Ivory’s music really captures what emotional music is and should be; music powerful enough that it creates an emotion within you. The music creates a sense of urgency, like the last moments of a long goodbye, the tension in those few minutes, the anticipation, is captured perfectly in music. Such is Ivory. The first five songs on the EP feature echoing guitars, along with a pulsing beat and piano. The last song serves as a perfect conclusion, leaving behind the echoing guitars and the sense of anticipation that marked the first five.

“Don’t Go” begins the record off as a perfect example of the sound and style that permeates the first five songs; bittersweet, simple notes and instrumentation in the background over the soft and sweet yet urgent vocals. The style continues, but transitions well into “Coast of Maine”, my personal favorite song, with an amazing bridge, and as usual, the chorus is repeated over the echoing guitars, as the intensity builds and the chorus brings you into the emotional lyrics. The next song, “There She Goes”, uses an amazing buildup after the bridge to come into the urgent chorus. In “Song to Sing”, the vocals sound more strained that emotion-laden, and by this point in the EP, the repetition may begin to get, well, repetitious. But “Love Finds Love” continues the same style, this time a little more interestingly; guitars driving and pulsing and with heavier cymbals. The final song, “Falling Feathers”, really serves as a conclusion, and fits perfectly. The voice and the guitars leaving the echoing, drawn out approach, and although there is still a build up in the last minute, the song is a great ending to the EP.

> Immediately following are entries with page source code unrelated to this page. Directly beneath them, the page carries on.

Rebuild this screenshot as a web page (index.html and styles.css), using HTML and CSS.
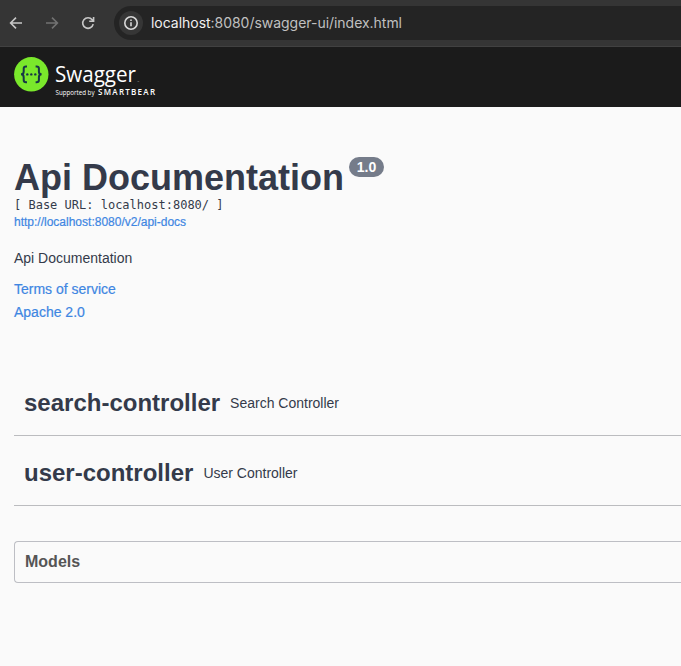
FILE: index.html
```html
<!DOCTYPE html>
<html lang="en">
<head>
<meta charset="utf-8">
<title>Swagger UI</title>
<link rel="stylesheet" href="styles.css">
</head>
<body>
<header class="browser">
  <svg class="nav" width="16" height="16" viewBox="0 0 16 16"><path d="M14 8H3M8 2.6 2.6 8 8 13.4"/></svg>
  <svg class="nav disabled" width="16" height="16" viewBox="0 0 16 16"><path d="M2 8h11M8 2.6 13.4 8 8 13.4"/></svg>
  <svg class="nav" width="16" height="16" viewBox="0 0 16 16"><path d="M13.2 9.2A5.3 5.3 0 1 1 12.2 4.8L13.5 6.1M13.6 2v4.300H9.200"/></svg>
  <div class="address">
    <span class="info"><svg width="16" height="16" viewBox="0 0 16 16"><circle cx="8" cy="8" r="6.2"/><path d="M8 7.200v4M8 4.500v1.500"/></svg></span>
    <span class="url"><b>localhost</b>:8080/swagger-ui/index.html</span>
  </div>
</header>
<div class="topbar">
  <svg class="logo" width="145" height="46" viewBox="0 0 145 46">
    <circle cx="17.3" cy="17.3" r="17.2" fill="#7ae82b"/>
    <g fill="none" stroke="#173647" stroke-width="2">
      <path d="M13 9.400h-1q-2.300 0-2.300 2.200v2.800q0 2.900-2.700 2.900q2.700 0 2.700 2.900v2.800q0 2.200 2.300 2.200h1"/>
      <path d="M21.600 9.400h1q2.300 0 2.300 2.200v2.800q0 2.900 2.700 2.900q-2.700 0-2.700 2.900v2.800q0 2.200-2.300 2.200h-1"/>
    </g>
    <g fill="#173647"><circle cx="13.300" cy="17.400" r="1.200"/><circle cx="17.300" cy="17.400" r="1.200"/><circle cx="21.300" cy="17.400" r="1.200"/></g>
    <text class="brand" x="41" y="24.500" textLength="81" lengthAdjust="spacingAndGlyphs">Swagger</text>
    <text class="tm" x="123" y="25.500">™</text>
    <text class="support" x="41.500" y="38" textLength="39" lengthAdjust="spacingAndGlyphs">Supported by</text>
    <text class="bear" x="84" y="38.200" textLength="57" lengthAdjust="spacing">SMARTBEAR</text>
  </svg>
</div>
<main>
  <section class="intro">
    <h1>Api Documentation<span class="version">1.0</span></h1>
    <pre>[ Base URL: localhost:8080/ ]</pre>
    <a class="docs">http://localhost:8080/v2/api-docs</a>
    <p>Api Documentation</p>
    <a class="meta">Terms of service</a>
    <a class="meta">Apache 2.0</a>
  </section>
  <section class="tags">
    <div class="tag"><h2>search-controller</h2><small>Search Controller</small></div>
    <div class="tag"><h2>user-controller</h2><small>User Controller</small></div>
  </section>
  <section class="models"><h3>Models</h3></section>
</main>
</body>
</html>
```
FILE: styles.css
```css
* { box-sizing: border-box; }
body {
  margin: 0;
  height: 666px;
  overflow: hidden;
  background: #fafafa;
  color: #343a4a;
  font-family: "Liberation Sans", Arial, sans-serif;
}
h1, h2, h3, p, pre { margin: 0; }
svg { display: block; flex: none; }

.browser {
  display: flex;
  align-items: center;
  gap: 20px;
  height: 47px;
  padding: 0 0 1px 8px;
  background: #353535;
  border-bottom: 1px solid #414141;
}
.nav { fill: none; stroke: #c7c7c7; stroke-width: 1.6; }
.nav.disabled { stroke: #727272; }
.address {
  display: flex;
  align-items: center;
  flex: 1;
  gap: 8px;
  height: 34px;
  margin-left: -2px;
  padding-left: 5px;
  border-radius: 17px 0 0 17px;
  background: #242424;
}
.info {
  display: grid;
  place-items: center;
  width: 24px;
  height: 24px;
  border-radius: 50%;
  background: #363636;
}
.info svg { fill: none; stroke: #d8d8d8; stroke-width: 1.6; }
.url { font: 14px/20px Inter, sans-serif; letter-spacing: -0.03px; color: #c0c0c0; white-space: nowrap; }
.url b { font-weight: 400; color: #f0f0f0; }

.topbar { height: 60px; padding: 10px 14px; background: #1b1b1b; }
.logo text { fill: #fff; font-family: "Open Sans", sans-serif; }
.logo .brand { font-size: 22.5px; }
.logo .tm { font-size: 3px; fill: #999; }
.logo .support { font-size: 6.5px; }
.logo .bear { font-size: 8px; font-weight: 600; }

main { padding: 50px 0 0 14px; }
.intro { height: 208px; }
h1 { display: flex; font-size: 36px; line-height: 41px; height: 41px; white-space: nowrap; }
.version {
  width: 35px;
  height: 20px;
  margin-left: 5px;
  border-radius: 10px;
  background: #757c8a;
  color: #fff;
  font-size: 14px;
  line-height: 21px;
  text-align: center;
}
pre { font: 12px/14px "DejaVu Sans Mono", monospace; }
.docs { display: block; font-size: 12px; line-height: 20px; }
a { color: #3e86e2; -webkit-text-stroke: 0.2px currentColor; }
p { margin-top: 18px; font-size: 14px; line-height: 16px; }
.meta { display: block; font-size: 14px; line-height: 23px; }
p + .meta { margin-top: 12px; }

.tag {
  display: flex;
  align-items: center;
  gap: 10px;
  height: 70px;
  padding: 4px 10px 0;
  border-bottom: 1px solid #bbbcbf;
}
h2 { font-size: 24px; line-height: 28px; }
small { font-size: 14px; }
.tags { margin-top: 1px; }
.models {
  height: 42px;
  margin-top: 35px;
  padding: 0 10px;
  border: 1px solid #bdbec4;
  border-right: 0;
  border-radius: 4px 0 0 4px;
}
h3 { font-size: 16px; line-height: 39px; color: #555; }
```
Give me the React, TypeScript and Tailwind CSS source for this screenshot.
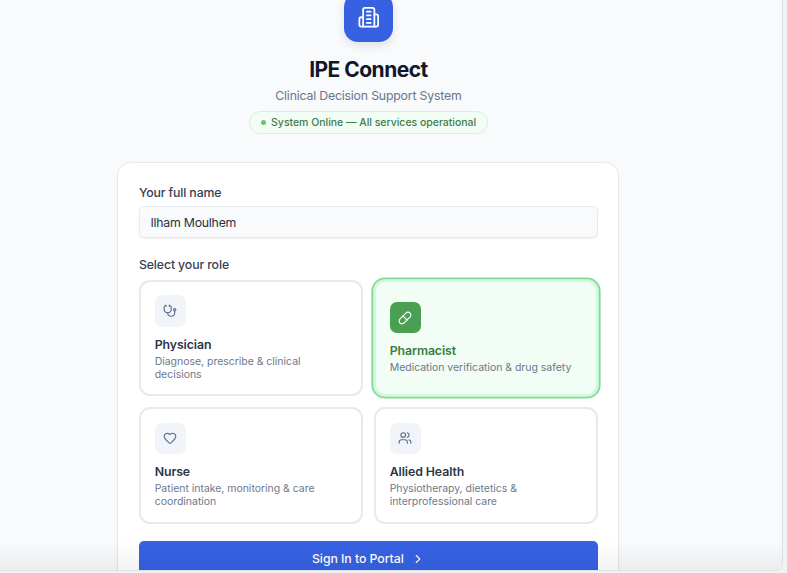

Through the first five songs, Ivory uses repetitive melodies and instrumentation lines, rhythms, patterns, and similar song structures, but effectively; those draw you slowly into the emotion and into that chorus, as intensity builds through the last minute or so. By the end of “Coast of Maine”, I am positive that he should have stayed back there with her on the Coast of Maine. The album can seem to blur together, as each of the first five songs have similar song structures and instrumentation, but each song transitions well from one to the other, and have enough distinction that each song remains memorable. Ivory has created a beautiful sound, sometimes sparse, sometimes repetitive, and over a full-length, expect them to shine.